Le sue condizioni sono migliorate al punto da spingere i medici a risvegliarlo dal coma farmacologico al quale era stato sottoposto. E al pm Guerra della Procura di Alessandria ha confessato tutto: «L’ho uccisa io, non so cosa mi sia preso, forse un raptus».
Parole che sanciscono i sospetti nati fin dal ritrovamento del corpo senza vita di Floriana Floris nella casa di Borgo Villa di Incisa Scapaccino e del compagno Paolo Riccone al piano superiore in stato confusionale dopo aver tentato il suicidio in tre modi diversi e aver vegliato per tre giorni il cadavere della donna.
Riccone, originario di Incisa dove il padre era il benzinaio del paese, era ricoverato da venerdì alla Rianimazione di Asti dopo aver tentato di ingerire della candeggina, aver fatto abuso di psicofarmaci e tentato di tagliarsi le vene con un coltello. Al suo risveglio ha trovato il pm Guerra e i carabinieri del Reparto Operativo di Asti e della Compagnia di Canelli che gli hanno chiesto conto di quanto accaduto da martedì in avanti. E lui ha ammesso di aver posto fine alla vita della compagna, originaria di Milano, madre di una ragazza. L’ha uccisa con oltre trenta coltellate e saranno i Ris di Parma, che di lame sporche di sangue ne hanno sequestrate diverse nella casa di Incisa, a stabilire quale o quali siano stati usati per l’efferato femminicidio.
Riccone è stato sentito alla presenza del suo avvocato, Federica Falco di Alessandria, che ha già annunciato una perizia psichiatrica sull’uomo.
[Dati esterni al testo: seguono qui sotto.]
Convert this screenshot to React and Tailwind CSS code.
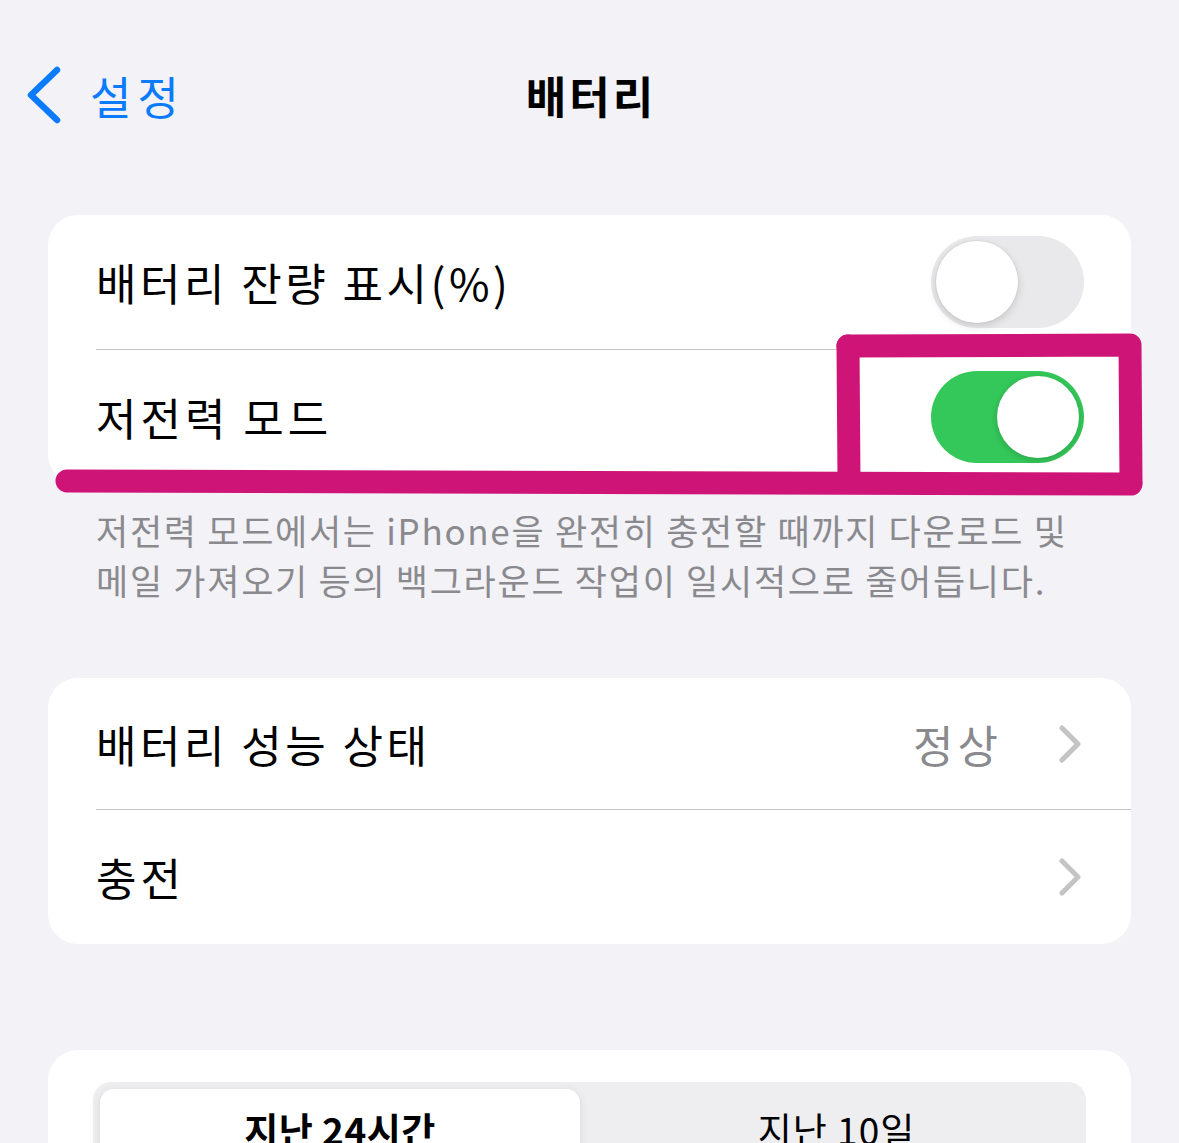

Non ha saputo indicare i motivi di tale terribile gesto.
Gli inquirenti, in questi giorni di indagini, hanno appurato che l’uomo soffriva di una grave depressione da quando ha perso, anni fa, la moglie per un male inguaribile; dopo lei ha perso la moglie e due mesi fa il padre. Consulente del lavoro per il Ministero e ricercatore con sede di lavoro ad Alessandria, aveva accompagnato la morte del padre assistendolo fino alla fine. Proprio questo lo aveva spinto a trasferirsi ad Incisa due anni fa.
Non ancora fissata la data dei funerali della donna.